低人堂

大阪・堺東のブック&ギャラリー酒場『低人堂』と申します。低人(©︎辻潤)を理念に選書した文学・写真を中心とする古書(と少しばかりの新刊)、絵画や写真などの展示を肴に飲み明かすお店です。どうぞよしなに。

古本と美術展が肴の酒場やります。落伍者に向けて。


さて、タイトルの通りです。やります。ぼちぼち準備中です。開店日は3月13日を予定しております。13日の金曜日なので覚えやすいかな、と。

大阪は堺市の玄関口とも言われる堺東にてやります。
気が早いですが、以下住所です。よろしくお願いいたします。
(大阪府堺市堺区翁橋町1丁9-3 スウィングプラザ翁橋2F)


端的に言うと、古本(と少しの新刊入荷予定)を買ったり読んだり、写真・絵画の展示を鑑賞しながら泥酔することのできるお店です。

店名は『低人堂』

この低人という言葉は、日本のダダイストの一人であり、文筆と生活の両面で目一杯に「無意味」をやらかし、放浪の末ついには餓死した辻潤による造語です。

彼について、詩人の萩原朔太郎はこんな風にスケッチしています。

辻潤と低人教』

彼の周囲には、いつも市井のルンペンや労働者が集っている。人生に敗残した失業者や無職者は、彼によって自分の家郷と宗教とを見出すのだろう。耶蘇の弟子たちが漁師や乞食であったように、辻潤の弟子もまた、市井の「飢えたるもの」、「貧しきもの」の一群である。彼は此等の弟子たちに固まれながら、紹えず熱心に虚無の福音を説教している。……エルレーヌのような酔態で、ヨタのでたらめを飛ばしながら、説教する。そこで彼の弟子たちは、不敬にも師のことを「辻」と呼びつけにし、時には師の頭を撲ったりする。これは不思議な宗教である。

辻潤においては、生活それ自体が表現であったため、第三者によるスケッチが彼自身の作品よりも彼を深く描いているという哀れなねじれがあります。
というわけで、卓抜なこの朔太郎の文章から、もう少し読んでみることにします。当店の名前に盗ませてもらった「低人」という言葉についてです。


辻は自ら自己を「低人」と称している。低人はニイチェの「超人」に対する反語で、谷底に住む堕落人と言う意味だろう。そこで彼の説く救いの道は、この低人の宗教であり、それ自ら「低人教」になっているのである。

要は駄目人間とか人生の落伍者といった意味合いの「低人」。

その名を冠する当店は、「店主の私が辻潤のような人間」とは残念ながら言えません(さすがに恐れ多い)。しかしせめて、私もまた低人教の信奉者の一人として、低人の慰めとなる店でありたいと思い、この店名をつけました。

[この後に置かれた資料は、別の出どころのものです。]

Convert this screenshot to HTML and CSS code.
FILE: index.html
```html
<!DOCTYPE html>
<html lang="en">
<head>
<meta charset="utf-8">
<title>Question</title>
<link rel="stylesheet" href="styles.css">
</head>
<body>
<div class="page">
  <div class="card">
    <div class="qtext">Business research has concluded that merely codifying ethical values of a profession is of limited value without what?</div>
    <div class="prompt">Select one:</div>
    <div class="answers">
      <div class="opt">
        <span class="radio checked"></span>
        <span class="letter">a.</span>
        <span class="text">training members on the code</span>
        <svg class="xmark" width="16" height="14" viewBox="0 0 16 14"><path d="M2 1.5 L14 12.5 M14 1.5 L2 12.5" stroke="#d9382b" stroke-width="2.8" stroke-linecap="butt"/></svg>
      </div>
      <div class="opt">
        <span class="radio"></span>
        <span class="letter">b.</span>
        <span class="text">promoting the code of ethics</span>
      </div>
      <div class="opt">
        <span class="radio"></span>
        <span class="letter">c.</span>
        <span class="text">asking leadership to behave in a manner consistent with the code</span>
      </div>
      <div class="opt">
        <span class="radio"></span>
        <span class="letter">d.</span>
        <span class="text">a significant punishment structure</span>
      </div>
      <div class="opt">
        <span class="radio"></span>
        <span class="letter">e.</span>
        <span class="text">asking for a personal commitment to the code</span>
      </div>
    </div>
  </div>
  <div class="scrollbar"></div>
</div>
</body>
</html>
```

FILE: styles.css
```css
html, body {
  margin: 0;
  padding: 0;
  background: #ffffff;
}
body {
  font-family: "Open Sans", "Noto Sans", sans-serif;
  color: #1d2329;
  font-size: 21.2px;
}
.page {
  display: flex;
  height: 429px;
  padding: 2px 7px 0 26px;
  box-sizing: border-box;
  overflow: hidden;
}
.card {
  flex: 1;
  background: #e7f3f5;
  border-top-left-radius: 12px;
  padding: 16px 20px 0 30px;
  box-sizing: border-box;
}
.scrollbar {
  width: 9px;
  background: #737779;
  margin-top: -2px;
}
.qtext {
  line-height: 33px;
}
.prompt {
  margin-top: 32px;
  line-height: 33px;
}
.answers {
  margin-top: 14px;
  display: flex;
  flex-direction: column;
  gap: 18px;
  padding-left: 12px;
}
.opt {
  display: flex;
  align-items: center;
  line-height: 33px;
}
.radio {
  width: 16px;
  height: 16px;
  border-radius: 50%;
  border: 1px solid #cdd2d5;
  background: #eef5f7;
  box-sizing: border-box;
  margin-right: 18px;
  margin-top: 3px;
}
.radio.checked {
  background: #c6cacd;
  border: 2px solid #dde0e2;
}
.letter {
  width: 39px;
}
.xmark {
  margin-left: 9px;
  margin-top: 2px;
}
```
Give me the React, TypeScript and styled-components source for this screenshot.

また、当店が書店とギャラリーという業態ではなく、あくまでも酒場である理由も、辻潤にあります。

『低人堂』と名乗るからには酒場でなければならなかった。それはなぜか。


辻潤はいつも酔っている。もし酒を飲まなければ、生きることの苦悩と悲哀に耐えないからだ。まれにアルコールの気がない時、彼は死んだ鮒のようにぼんやりしている。

辻潤がいつも酔っ払っていたのだから、低人のための当店は、絶対に酒場であらねばなりません。辻潤、あるいは、われわれ低人は、絶えず酔っ払うことをこそ求めるのですから。
文学と芸術も、強烈なアルコールだからこそ、愛玩するというわけです。

令和の世に、低人教の教会であることこそ、当店の理念です。

書籍にしても低人の慰めとなるような本だけを選書しております。

耽美主義、身体論、東洋思想、ダダイズム少女愛好などなど…。
さまざまな趣向のものを、文学・人文書・写真を中心に揃えております。
詳しい書籍紹介などは、いずれこちらのブログにて更新していくつもり(あくまでつもり)ですので、是非ともご覧いただけますと幸いでございます。


さて、ではここらで、なんとなく良い感じにこの記事が締まるように、辻潤が愛したボードレールの詩の一部を引用してこの記事を終えることにします。
どこか尻切れトンボな感じもいたしますが、なにせ『低人堂』ですんで、これぐらいの愚鈍はご勘弁を。

『酔いたまえ』

いつでも酔払っていろ。その他のことはどうだっていい、これこそ唯一の問題だ。